LKML Archive on lore.kernel.org
help / color / mirror / Atom feed
From: Peter Zijlstra <a.p.zijlstra@chello.nl>
To: Linus Torvalds <torvalds@linux-foundation.org>,
Andrew Morton <akpm@linux-foundation.org>,
linux-kernel@vger.kernel.org, linux-mm@kvack.org,
netdev@vger.kernel.org, trond.myklebust@fys.uio.no
Cc: Peter Zijlstra <a.p.zijlstra@chello.nl>
Subject: [PATCH 21/28] netvm: skb processing
Date: Wed, 20 Feb 2008 15:46:31 +0100 [thread overview]
Message-ID: <20080220150307.968389000@chello.nl> (raw)
In-Reply-To: <20080220144610.548202000@chello.nl>
[-- Attachment #1: netvm.patch --]
[-- Type: text/plain, Size: 4836 bytes --]
In order to make sure emergency packets receive all memory needed to proceed
ensure processing of emergency SKBs happens under PF_MEMALLOC.
Use the (new) sk_backlog_rcv() wrapper to ensure this for backlog processing.
Skip taps, since those are user-space again.
Signed-off-by: Peter Zijlstra <a.p.zijlstra@chello.nl>
---
include/net/sock.h | 5 ++++
net/core/dev.c | 59 +++++++++++++++++++++++++++++++++++++++++++++++------
net/core/sock.c | 18 ++++++++++++++++
3 files changed, 76 insertions(+), 6 deletions(-)

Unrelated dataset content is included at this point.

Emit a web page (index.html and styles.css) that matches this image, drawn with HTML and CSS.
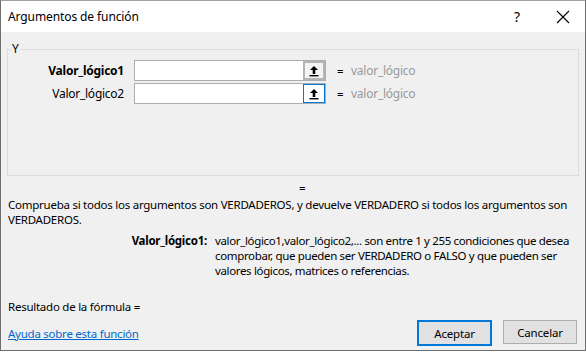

Index: linux-2.6/net/core/dev.c
===================================================================
--- linux-2.6.orig/net/core/dev.c
+++ linux-2.6/net/core/dev.c
@@ -2004,6 +2004,30 @@ out:
}
#endif
+/*
+ * Filter the protocols for which the reserves are adequate.
+ *
+ * Before adding a protocol make sure that it is either covered by the existing
+ * reserves, or add reserves covering the memory need of the new protocol's
+ * packet processing.
+ */
+static int skb_emergency_protocol(struct sk_buff *skb)
+{
+ if (skb_emergency(skb))
+ switch (skb->protocol) {
+ case __constant_htons(ETH_P_ARP):
+ case __constant_htons(ETH_P_IP):
+ case __constant_htons(ETH_P_IPV6):
+ case __constant_htons(ETH_P_8021Q):
+ break;
+
+ default:
+ return 0;
+ }
+
+ return 1;
+}
+
/**
* netif_receive_skb - process receive buffer from network
* @skb: buffer to process
@@ -2025,10 +2049,23 @@ int netif_receive_skb(struct sk_buff *sk
struct net_device *orig_dev;
int ret = NET_RX_DROP;
__be16 type;
+ unsigned long pflags = current->flags;
+
+ /* Emergency skb are special, they should
+ * - be delivered to SOCK_MEMALLOC sockets only
+ * - stay away from userspace
+ * - have bounded memory usage
+ *
+ * Use PF_MEMALLOC as a poor mans memory pool - the grouping kind.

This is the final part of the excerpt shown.